Pull every line that holds the word "screenshot" from the entries.
━━ TASK INPUT ━━
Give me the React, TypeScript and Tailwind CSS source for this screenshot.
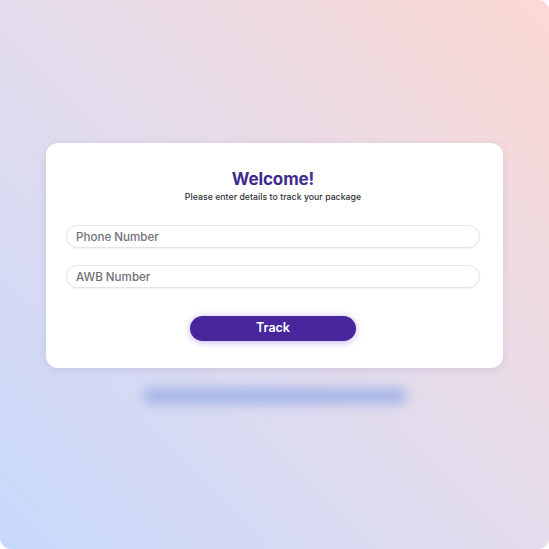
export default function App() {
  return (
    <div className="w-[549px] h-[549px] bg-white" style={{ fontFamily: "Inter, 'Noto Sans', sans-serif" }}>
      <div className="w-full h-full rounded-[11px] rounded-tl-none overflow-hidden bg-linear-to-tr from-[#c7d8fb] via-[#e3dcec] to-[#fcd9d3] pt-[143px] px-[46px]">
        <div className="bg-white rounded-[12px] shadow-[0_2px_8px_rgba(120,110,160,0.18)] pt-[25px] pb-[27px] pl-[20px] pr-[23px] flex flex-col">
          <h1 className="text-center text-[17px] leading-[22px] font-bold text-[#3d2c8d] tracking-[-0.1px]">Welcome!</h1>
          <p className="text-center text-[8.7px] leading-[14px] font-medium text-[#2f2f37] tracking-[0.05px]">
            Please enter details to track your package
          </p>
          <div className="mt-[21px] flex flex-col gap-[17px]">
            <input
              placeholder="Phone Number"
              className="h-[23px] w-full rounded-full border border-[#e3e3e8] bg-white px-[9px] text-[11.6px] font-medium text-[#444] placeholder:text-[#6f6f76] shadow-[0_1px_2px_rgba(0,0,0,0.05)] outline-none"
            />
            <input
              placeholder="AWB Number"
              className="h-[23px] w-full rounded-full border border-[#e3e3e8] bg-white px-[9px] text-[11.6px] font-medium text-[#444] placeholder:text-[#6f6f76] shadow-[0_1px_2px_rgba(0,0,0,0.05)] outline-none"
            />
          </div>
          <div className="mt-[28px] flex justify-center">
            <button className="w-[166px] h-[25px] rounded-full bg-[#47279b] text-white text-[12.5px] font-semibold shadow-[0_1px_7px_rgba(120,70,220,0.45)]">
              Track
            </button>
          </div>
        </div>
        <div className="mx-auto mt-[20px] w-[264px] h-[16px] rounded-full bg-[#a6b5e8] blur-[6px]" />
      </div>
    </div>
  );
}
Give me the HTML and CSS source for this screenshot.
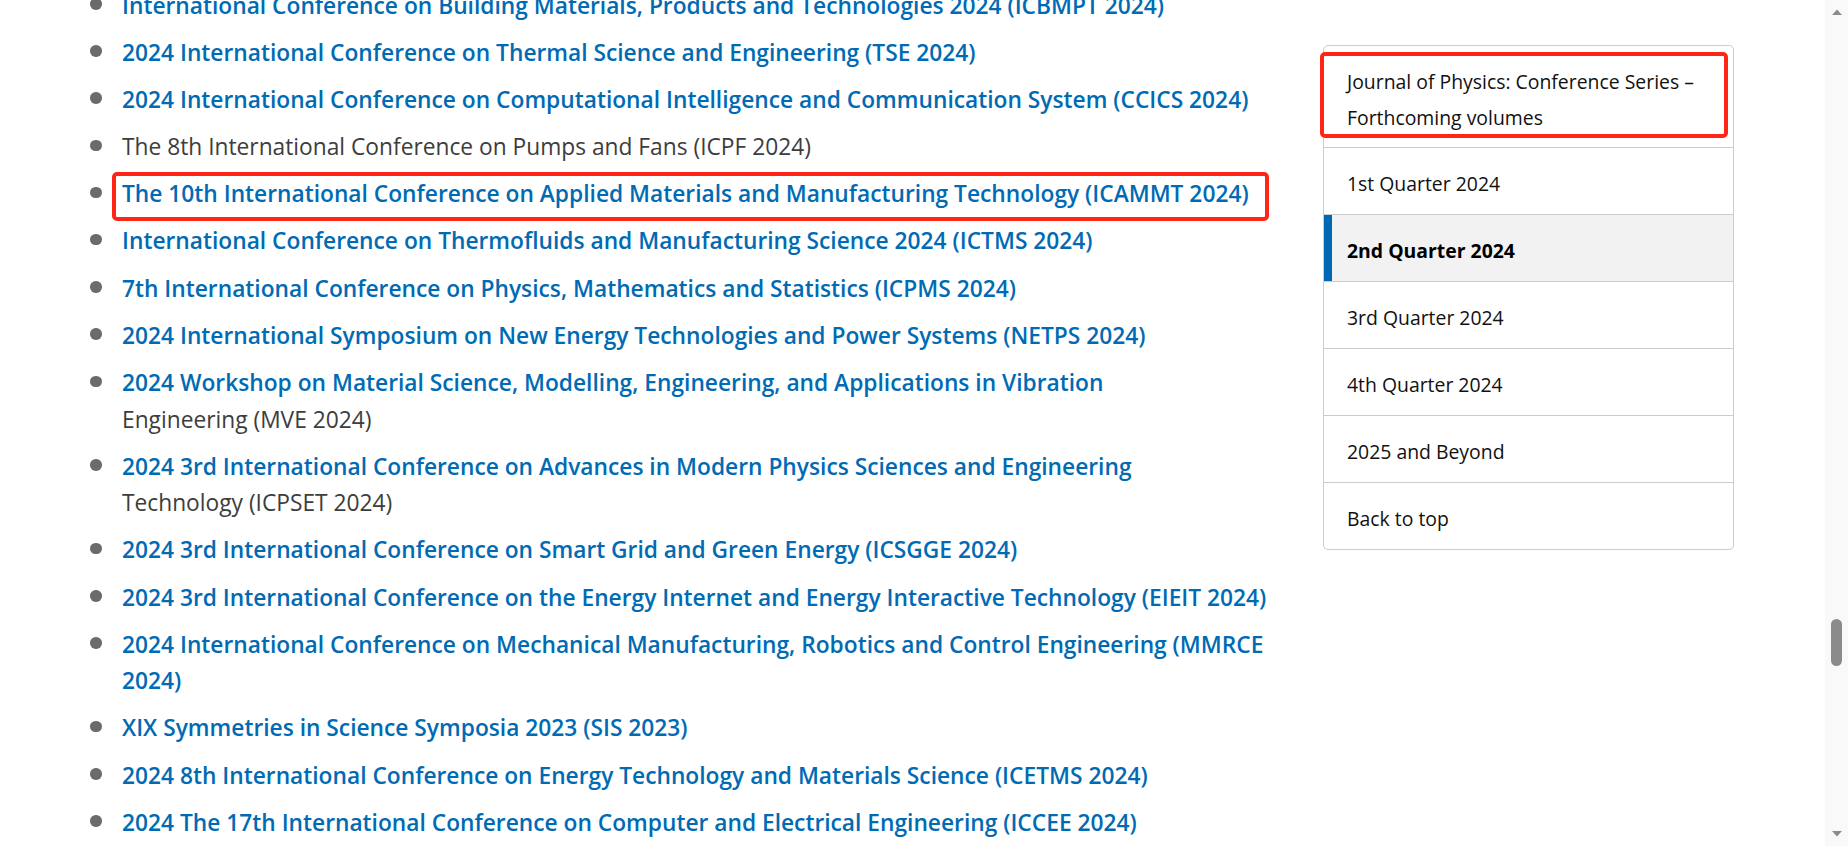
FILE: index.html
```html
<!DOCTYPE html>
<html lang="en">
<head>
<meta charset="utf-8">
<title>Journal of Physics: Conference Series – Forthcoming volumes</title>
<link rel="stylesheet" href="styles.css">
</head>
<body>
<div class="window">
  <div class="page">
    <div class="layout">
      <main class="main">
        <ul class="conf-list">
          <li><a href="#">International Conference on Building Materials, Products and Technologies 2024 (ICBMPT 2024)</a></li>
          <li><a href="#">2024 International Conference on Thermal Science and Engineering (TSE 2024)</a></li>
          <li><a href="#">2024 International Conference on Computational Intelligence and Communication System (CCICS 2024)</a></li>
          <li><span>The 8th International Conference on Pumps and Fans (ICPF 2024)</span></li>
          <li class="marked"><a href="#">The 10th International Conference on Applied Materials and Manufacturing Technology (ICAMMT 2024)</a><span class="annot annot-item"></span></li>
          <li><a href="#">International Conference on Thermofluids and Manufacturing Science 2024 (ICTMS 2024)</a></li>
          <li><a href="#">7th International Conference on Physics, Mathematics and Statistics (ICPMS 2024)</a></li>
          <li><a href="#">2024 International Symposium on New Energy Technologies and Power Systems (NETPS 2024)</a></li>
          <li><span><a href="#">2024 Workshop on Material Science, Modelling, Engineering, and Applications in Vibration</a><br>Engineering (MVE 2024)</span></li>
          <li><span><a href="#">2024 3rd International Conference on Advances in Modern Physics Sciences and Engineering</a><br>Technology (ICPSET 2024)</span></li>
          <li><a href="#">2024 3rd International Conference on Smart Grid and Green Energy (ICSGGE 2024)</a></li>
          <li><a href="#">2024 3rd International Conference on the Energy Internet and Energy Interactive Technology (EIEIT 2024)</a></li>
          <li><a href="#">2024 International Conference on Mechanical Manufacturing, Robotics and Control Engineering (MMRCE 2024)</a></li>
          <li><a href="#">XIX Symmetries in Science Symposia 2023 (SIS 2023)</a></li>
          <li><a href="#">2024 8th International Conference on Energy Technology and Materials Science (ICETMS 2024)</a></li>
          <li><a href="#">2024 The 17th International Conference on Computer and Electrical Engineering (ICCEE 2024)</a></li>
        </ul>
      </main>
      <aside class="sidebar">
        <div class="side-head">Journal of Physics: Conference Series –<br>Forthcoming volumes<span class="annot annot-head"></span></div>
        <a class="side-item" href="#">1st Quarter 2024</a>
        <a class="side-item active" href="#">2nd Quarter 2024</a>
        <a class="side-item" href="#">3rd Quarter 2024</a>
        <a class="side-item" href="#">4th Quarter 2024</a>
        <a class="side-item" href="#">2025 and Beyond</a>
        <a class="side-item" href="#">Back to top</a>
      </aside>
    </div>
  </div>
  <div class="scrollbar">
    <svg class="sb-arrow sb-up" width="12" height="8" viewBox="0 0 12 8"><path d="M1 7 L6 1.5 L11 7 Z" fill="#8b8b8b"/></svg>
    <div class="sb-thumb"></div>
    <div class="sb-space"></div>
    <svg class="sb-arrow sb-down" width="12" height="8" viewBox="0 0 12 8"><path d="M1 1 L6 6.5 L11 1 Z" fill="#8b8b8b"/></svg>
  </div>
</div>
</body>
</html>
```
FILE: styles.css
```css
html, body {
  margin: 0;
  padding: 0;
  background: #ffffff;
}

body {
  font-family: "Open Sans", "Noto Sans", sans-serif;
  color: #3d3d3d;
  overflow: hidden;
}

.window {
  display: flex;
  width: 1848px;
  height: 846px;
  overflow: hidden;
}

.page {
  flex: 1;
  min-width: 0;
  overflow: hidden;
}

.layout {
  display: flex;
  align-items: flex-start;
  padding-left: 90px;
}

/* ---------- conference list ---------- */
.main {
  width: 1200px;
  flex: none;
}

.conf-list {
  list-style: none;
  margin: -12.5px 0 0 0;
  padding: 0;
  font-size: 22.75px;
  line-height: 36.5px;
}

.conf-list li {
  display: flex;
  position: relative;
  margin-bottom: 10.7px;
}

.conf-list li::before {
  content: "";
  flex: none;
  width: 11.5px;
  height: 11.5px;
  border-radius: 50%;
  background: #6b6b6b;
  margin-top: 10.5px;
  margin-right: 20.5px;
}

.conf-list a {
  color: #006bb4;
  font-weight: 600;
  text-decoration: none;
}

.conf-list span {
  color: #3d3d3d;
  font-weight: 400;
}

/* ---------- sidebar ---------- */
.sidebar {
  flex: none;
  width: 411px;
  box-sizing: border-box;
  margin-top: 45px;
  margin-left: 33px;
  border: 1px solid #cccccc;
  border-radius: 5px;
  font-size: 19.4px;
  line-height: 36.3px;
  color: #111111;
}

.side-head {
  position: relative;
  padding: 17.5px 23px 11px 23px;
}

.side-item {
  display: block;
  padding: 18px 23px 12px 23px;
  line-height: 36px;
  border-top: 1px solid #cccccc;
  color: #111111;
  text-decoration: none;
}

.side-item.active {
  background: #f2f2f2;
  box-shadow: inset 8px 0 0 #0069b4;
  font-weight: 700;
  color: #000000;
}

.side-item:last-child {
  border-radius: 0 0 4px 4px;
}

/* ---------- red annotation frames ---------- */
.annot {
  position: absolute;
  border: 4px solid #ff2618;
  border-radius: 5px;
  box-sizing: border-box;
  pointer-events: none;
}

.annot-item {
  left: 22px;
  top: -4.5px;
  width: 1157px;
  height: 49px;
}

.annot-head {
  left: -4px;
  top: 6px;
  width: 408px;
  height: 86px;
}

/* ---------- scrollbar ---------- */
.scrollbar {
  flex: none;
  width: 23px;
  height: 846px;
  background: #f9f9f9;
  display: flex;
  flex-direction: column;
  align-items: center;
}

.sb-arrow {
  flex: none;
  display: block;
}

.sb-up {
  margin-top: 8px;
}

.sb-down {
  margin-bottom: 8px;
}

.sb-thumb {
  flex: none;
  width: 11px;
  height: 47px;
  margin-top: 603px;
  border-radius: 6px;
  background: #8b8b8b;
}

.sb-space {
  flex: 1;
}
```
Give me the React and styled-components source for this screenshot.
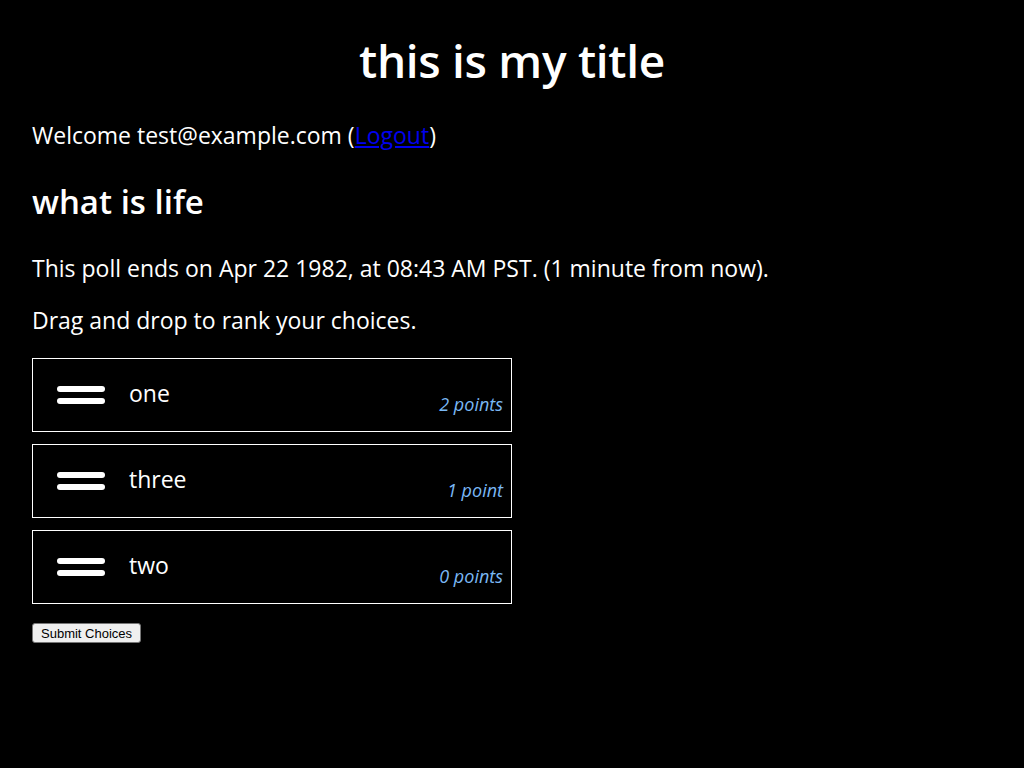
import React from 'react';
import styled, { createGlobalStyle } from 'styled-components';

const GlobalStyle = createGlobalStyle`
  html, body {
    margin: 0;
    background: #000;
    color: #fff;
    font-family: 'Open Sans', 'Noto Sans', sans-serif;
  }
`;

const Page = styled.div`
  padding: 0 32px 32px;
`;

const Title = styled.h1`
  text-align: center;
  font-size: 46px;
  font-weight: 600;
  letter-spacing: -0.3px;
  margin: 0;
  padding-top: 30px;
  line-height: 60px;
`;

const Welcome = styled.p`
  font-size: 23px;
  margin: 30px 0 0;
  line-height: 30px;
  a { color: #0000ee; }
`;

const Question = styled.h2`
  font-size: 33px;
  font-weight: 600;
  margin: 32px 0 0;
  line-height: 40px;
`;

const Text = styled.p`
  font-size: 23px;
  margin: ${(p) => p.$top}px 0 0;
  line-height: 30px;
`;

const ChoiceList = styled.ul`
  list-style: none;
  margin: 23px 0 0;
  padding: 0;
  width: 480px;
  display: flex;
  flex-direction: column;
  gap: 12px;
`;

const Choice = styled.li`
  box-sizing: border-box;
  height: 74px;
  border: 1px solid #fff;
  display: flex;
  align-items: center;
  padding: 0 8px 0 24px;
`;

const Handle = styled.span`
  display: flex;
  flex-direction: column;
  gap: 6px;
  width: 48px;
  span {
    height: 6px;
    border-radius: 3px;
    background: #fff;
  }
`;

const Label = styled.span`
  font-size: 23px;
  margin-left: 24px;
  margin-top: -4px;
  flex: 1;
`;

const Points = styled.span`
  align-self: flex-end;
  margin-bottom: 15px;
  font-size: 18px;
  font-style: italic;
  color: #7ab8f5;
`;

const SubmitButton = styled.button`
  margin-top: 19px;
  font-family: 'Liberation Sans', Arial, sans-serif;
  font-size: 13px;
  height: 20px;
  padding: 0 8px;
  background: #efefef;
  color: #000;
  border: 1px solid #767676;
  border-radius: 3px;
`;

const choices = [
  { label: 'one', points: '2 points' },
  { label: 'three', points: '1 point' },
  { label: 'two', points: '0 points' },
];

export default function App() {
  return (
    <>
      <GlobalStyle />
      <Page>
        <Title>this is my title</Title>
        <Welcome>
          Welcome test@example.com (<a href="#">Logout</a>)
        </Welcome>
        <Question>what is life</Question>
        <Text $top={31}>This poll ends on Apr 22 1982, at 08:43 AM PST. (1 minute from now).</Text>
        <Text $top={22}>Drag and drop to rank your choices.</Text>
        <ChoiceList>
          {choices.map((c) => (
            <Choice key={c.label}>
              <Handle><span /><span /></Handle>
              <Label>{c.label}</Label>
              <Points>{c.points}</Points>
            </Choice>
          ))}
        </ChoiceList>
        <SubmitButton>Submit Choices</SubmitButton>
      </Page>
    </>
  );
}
━━━
# RESPONSE BELOW:
Give me the React, TypeScript and Tailwind CSS source for this screenshot.
Give me the HTML and CSS source for this screenshot.
Give me the React and styled-components source for this screenshot.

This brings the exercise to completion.